2003-01-09 Thread Eric Siegerman
On Thu, Jan 09, 2003 at 11:14:59AM +1100, Matthew Herrmann wrote:
 But can patch be run in such a way that it generates conflict markers
 instead of .rej files?

I don't think so.

 Or is diff3 the go here instead?

Yup.  There's also merge.  That's part of the RCS distribution;
it's an intermediate layer between rcsmerge (which understands
RCS files, revisions, etc., and which is thus pretty irrelevent
in a CVS context) and diff3 (which does the real work).  I don't
recall offhand what value merge adds to diff3 -- a quick glance
at its man page doesn't show me anything that diff3 isn't already
doing -- but there must be something I missed, and whatever it
is, it might be useful :-)

Of course, diff3 is what CVS uses internally.  It might be
possible to structure your development process such that there's
a CVS branch that the patch will apply cleanly to, so you can
then use a CVS merge rather than messing with diff3 yourself.

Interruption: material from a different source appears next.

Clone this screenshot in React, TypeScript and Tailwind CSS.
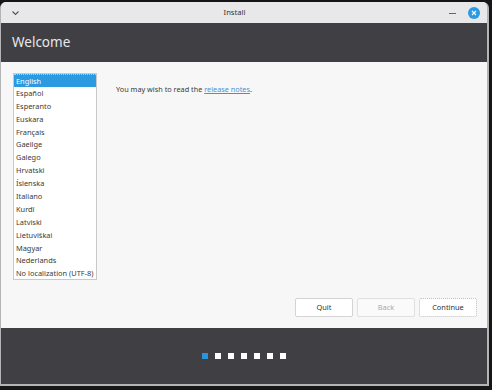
import React from "react";

const langs = [
  "English",
  "Español",
  "Esperanto",
  "Euskara",
  "Français",
  "Gaeilge",
  "Galego",
  "Hrvatski",
  "Íslenska",
  "Italiano",
  "Kurdî",
  "Latviski",
  "Lietuviškai",
  "Magyar",
  "Nederlands",
  "No localization (UTF-8)",
];

export default function App() {
  return (
    <div
      className="w-[492px] h-[390px] bg-[#161616] pt-[2px] overflow-hidden"
      style={{ fontFamily: '"Noto Sans", "DejaVu Sans", sans-serif' }}
    >
      <div className="w-[489px] h-[384px] flex flex-col rounded-t-[6px] overflow-hidden border-l border-r-2 border-b-2 border-[#b4b4b4] bg-[#f7f7f7]">
        {/* title bar */}
        <div className="h-[21px] shrink-0 bg-[#e8e8ea] flex items-center px-[9px] relative">
          <svg width="9" height="6" viewBox="0 0 9 6" className="ml-[1px]">
            <path d="M1.5 1.5 L4.5 4.5 L7.5 1.5" stroke="#555" strokeWidth="1.1" fill="none" />
          </svg>
          <div className="flex-1 text-center text-[7.6px] text-[#333] leading-none mt-[1px]">Install</div>
          <div className="w-[7px] h-[1px] bg-[#666] mr-[12px] mt-[2px]" />
          <div className="w-[12px] h-[12px] rounded-full bg-[#2a9be2] flex items-center justify-center mr-[-2px]">
            <svg width="6" height="6" viewBox="0 0 6 6">
              <path d="M1 1 L5 5 M5 1 L1 5" stroke="white" strokeWidth="1.1" />
            </svg>
          </div>
        </div>
        {/* header */}
        <div className="h-[39px] shrink-0 bg-[#403f44] flex items-center pl-[11px]">
          <span className="text-[13.5px] text-[#e8e8e8] leading-none">Welcome</span>
        </div>
        {/* content */}
        <div className="flex-1 bg-[#f7f7f7] flex flex-col pl-[12px] pr-[10px] pt-[11px] pb-[11px]">
          <div className="flex flex-1">
            <div className="w-[84px] h-[207px] bg-white border border-[#c9c9c9] flex flex-col">
              {langs.map((l, i) => (
                <div
                  key={l}
                  className={
                    i === 0
                      ? "h-[12.9px] leading-[12.9px] text-[7.4px] pl-[2px] bg-[#2b9ae0] text-white whitespace-nowrap border-t border-dotted border-[#a8d4f3]"
                      : "h-[12.9px] leading-[12.9px] text-[7.4px] pl-[2px] text-[#3a3a3a] whitespace-nowrap"
                  }
                >
                  {l}
                </div>
              ))}
            </div>
            <div className="pl-[19px] pt-[13px] text-[7.3px] text-[#3a3a3a] leading-none">
              You may wish to read the{" "}
              <span className="text-[#4a8fd8] underline">release notes</span>.
            </div>
          </div>
          <div className="flex justify-end gap-[4px]">
            <button className="w-[58px] h-[19px] bg-white border border-[#d4d4d4] rounded-[2px] text-[7.4px] text-[#333]">
              Quit
            </button>
            <button className="w-[58px] h-[19px] bg-[#fafafa] border border-[#e0e0e0] rounded-[2px] text-[7.4px] text-[#aaa]">
              Back
            </button>
            <button className="w-[58px] h-[19px] bg-white border border-dotted border-[#bdbdbd] rounded-[2px] text-[7.4px] text-[#333]">
              Continue
            </button>
          </div>
        </div>
        {/* bottom bar */}
        <div className="h-[56px] shrink-0 bg-[#403f44] flex items-center justify-center gap-[7px]">
          <div className="w-[6px] h-[6px] bg-[#2a95dc]" />
          <div className="w-[6px] h-[6px] bg-white" />
          <div className="w-[6px] h-[6px] bg-white" />
          <div className="w-[6px] h-[6px] bg-white" />
          <div className="w-[6px] h-[6px] bg-white" />
          <div className="w-[6px] h-[6px] bg-white" />
          <div className="w-[6px] h-[6px] bg-white" />
        </div>
      </div>
    </div>
  );
}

That's the theory anyway.  I looked into this a few months ago,
and found that I didn't have the time to script a solution that
would work in our specific situation.

In an open-source situation, with people submitting patches
against various releases, nightly snapshots, and/or random cvs
updates, I doubt this sort of approach has a chance.  You'd end
up with *zillions* of little one-revision branches, one for each
submitted patch.  Ick!

--

|  | /\
|-_|/ Eric Siegerman, Toronto, Ont.[EMAIL PROTECTED]
|  |  /
Just Say No to the faceless cannonfodder stereotype.